### INSTRUCTIONS FOR THE TASK
Set down every entry again word for word, please, but skip the pictures.

************

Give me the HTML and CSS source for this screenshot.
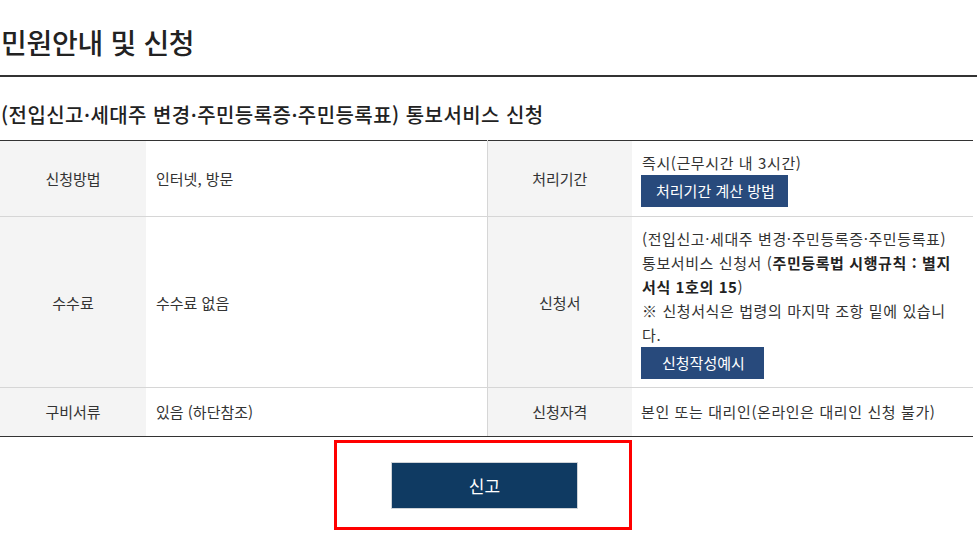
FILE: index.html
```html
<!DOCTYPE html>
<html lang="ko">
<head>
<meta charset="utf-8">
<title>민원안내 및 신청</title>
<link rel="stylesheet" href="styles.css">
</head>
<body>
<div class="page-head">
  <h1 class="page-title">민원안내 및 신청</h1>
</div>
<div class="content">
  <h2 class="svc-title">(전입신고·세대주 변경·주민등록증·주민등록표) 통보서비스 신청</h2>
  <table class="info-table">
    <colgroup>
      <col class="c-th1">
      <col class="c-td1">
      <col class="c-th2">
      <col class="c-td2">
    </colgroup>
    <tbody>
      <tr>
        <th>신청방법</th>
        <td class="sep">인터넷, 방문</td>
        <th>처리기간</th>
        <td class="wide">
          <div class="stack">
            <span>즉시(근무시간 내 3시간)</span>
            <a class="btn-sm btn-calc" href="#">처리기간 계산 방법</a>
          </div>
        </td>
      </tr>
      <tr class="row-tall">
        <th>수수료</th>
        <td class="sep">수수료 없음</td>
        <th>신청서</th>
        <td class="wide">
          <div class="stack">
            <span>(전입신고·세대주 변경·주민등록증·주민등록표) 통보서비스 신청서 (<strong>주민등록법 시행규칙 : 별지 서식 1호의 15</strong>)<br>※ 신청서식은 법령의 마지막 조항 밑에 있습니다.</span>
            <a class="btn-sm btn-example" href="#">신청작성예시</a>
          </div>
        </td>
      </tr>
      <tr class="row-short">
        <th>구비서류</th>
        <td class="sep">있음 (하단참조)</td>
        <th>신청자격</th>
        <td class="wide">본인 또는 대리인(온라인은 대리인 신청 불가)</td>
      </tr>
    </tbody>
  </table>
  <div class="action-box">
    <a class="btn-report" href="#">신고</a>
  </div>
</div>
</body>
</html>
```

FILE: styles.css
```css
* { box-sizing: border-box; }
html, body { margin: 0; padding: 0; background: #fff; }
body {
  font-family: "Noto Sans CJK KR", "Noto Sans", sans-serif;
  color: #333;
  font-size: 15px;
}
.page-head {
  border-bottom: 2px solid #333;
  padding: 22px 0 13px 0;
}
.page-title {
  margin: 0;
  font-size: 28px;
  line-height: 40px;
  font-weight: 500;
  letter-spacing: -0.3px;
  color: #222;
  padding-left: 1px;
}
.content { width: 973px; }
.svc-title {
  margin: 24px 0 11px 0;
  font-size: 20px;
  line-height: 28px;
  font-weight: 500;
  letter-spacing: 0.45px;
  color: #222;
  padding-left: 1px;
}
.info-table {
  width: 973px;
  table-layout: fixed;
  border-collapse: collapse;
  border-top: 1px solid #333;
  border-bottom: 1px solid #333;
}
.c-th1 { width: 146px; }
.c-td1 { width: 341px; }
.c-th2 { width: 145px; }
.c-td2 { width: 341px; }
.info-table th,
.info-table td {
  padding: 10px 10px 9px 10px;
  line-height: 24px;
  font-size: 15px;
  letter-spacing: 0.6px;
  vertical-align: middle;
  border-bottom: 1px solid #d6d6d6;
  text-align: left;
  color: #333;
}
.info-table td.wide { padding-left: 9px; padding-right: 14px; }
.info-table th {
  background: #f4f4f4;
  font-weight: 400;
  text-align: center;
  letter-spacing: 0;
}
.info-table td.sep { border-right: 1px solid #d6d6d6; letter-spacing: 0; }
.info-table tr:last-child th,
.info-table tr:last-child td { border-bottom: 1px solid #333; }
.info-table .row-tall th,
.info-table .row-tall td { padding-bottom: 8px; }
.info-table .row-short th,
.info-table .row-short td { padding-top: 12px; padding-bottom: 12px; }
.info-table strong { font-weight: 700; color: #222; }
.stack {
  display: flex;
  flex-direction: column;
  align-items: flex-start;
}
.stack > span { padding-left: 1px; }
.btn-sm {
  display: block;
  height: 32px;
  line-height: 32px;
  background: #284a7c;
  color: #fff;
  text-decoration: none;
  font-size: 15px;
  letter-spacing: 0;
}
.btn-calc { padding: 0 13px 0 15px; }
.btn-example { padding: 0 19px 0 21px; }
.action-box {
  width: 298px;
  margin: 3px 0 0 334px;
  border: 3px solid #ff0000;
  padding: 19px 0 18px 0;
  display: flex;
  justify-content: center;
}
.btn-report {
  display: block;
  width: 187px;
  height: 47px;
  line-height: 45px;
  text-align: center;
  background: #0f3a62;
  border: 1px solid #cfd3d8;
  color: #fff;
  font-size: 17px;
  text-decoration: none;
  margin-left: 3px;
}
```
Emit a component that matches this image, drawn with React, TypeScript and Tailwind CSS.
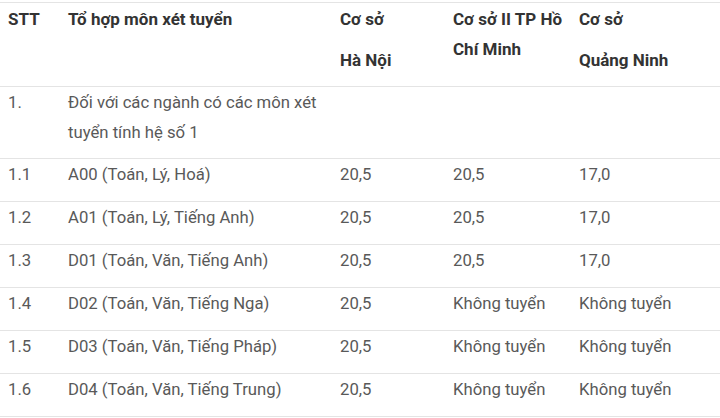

************

### THE ANSWER
Give me the HTML and CSS source for this screenshot.
FILE: index.html
```html
<!DOCTYPE html>
<html lang="ko">
<head>
<meta charset="utf-8">
<title>민원안내 및 신청</title>
<link rel="stylesheet" href="styles.css">
</head>
<body>
<div class="page-head">
  <h1 class="page-title">민원안내 및 신청</h1>
</div>
<div class="content">
  <h2 class="svc-title">(전입신고·세대주 변경·주민등록증·주민등록표) 통보서비스 신청</h2>
  <table class="info-table">
    <colgroup>
      <col class="c-th1">
      <col class="c-td1">
      <col class="c-th2">
      <col class="c-td2">
    </colgroup>
    <tbody>
      <tr>
        <th>신청방법</th>
        <td class="sep">인터넷, 방문</td>
        <th>처리기간</th>
        <td class="wide">
          <div class="stack">
            <span>즉시(근무시간 내 3시간)</span>
            <a class="btn-sm btn-calc" href="#">처리기간 계산 방법</a>
          </div>
        </td>
      </tr>
      <tr class="row-tall">
        <th>수수료</th>
        <td class="sep">수수료 없음</td>
        <th>신청서</th>
        <td class="wide">
          <div class="stack">
            <span>(전입신고·세대주 변경·주민등록증·주민등록표) 통보서비스 신청서 (<strong>주민등록법 시행규칙 : 별지 서식 1호의 15</strong>)<br>※ 신청서식은 법령의 마지막 조항 밑에 있습니다.</span>
            <a class="btn-sm btn-example" href="#">신청작성예시</a>
          </div>
        </td>
      </tr>
      <tr class="row-short">
        <th>구비서류</th>
        <td class="sep">있음 (하단참조)</td>
        <th>신청자격</th>
        <td class="wide">본인 또는 대리인(온라인은 대리인 신청 불가)</td>
      </tr>
    </tbody>
  </table>
  <div class="action-box">
    <a class="btn-report" href="#">신고</a>
  </div>
</div>
</body>
</html>
```

FILE: styles.css
```css
* { box-sizing: border-box; }
html, body { margin: 0; padding: 0; background: #fff; }
body {
  font-family: "Noto Sans CJK KR", "Noto Sans", sans-serif;
  color: #333;
  font-size: 15px;
}
.page-head {
  border-bottom: 2px solid #333;
  padding: 22px 0 13px 0;
}
.page-title {
  margin: 0;
  font-size: 28px;
  line-height: 40px;
  font-weight: 500;
  letter-spacing: -0.3px;
  color: #222;
  padding-left: 1px;
}
.content { width: 973px; }
.svc-title {
  margin: 24px 0 11px 0;
  font-size: 20px;
  line-height: 28px;
  font-weight: 500;
  letter-spacing: 0.45px;
  color: #222;
  padding-left: 1px;
}
.info-table {
  width: 973px;
  table-layout: fixed;
  border-collapse: collapse;
  border-top: 1px solid #333;
  border-bottom: 1px solid #333;
}
.c-th1 { width: 146px; }
.c-td1 { width: 341px; }
.c-th2 { width: 145px; }
.c-td2 { width: 341px; }
.info-table th,
.info-table td {
  padding: 10px 10px 9px 10px;
  line-height: 24px;
  font-size: 15px;
  letter-spacing: 0.6px;
  vertical-align: middle;
  border-bottom: 1px solid #d6d6d6;
  text-align: left;
  color: #333;
}
.info-table td.wide { padding-left: 9px; padding-right: 14px; }
.info-table th {
  background: #f4f4f4;
  font-weight: 400;
  text-align: center;
  letter-spacing: 0;
}
.info-table td.sep { border-right: 1px solid #d6d6d6; letter-spacing: 0; }
.info-table tr:last-child th,
.info-table tr:last-child td { border-bottom: 1px solid #333; }
.info-table .row-tall th,
.info-table .row-tall td { padding-bottom: 8px; }
.info-table .row-short th,
.info-table .row-short td { padding-top: 12px; padding-bottom: 12px; }
.info-table strong { font-weight: 700; color: #222; }
.stack {
  display: flex;
  flex-direction: column;
  align-items: flex-start;
}
.stack > span { padding-left: 1px; }
.btn-sm {
  display: block;
  height: 32px;
  line-height: 32px;
  background: #284a7c;
  color: #fff;
  text-decoration: none;
  font-size: 15px;
  letter-spacing: 0;
}
.btn-calc { padding: 0 13px 0 15px; }
.btn-example { padding: 0 19px 0 21px; }
.action-box {
  width: 298px;
  margin: 3px 0 0 334px;
  border: 3px solid #ff0000;
  padding: 19px 0 18px 0;
  display: flex;
  justify-content: center;
}
.btn-report {
  display: block;
  width: 187px;
  height: 47px;
  line-height: 45px;
  text-align: center;
  background: #0f3a62;
  border: 1px solid #cfd3d8;
  color: #fff;
  font-size: 17px;
  text-decoration: none;
  margin-left: 3px;
}
```
Emit a component that matches this image, drawn with React, TypeScript and Tailwind CSS.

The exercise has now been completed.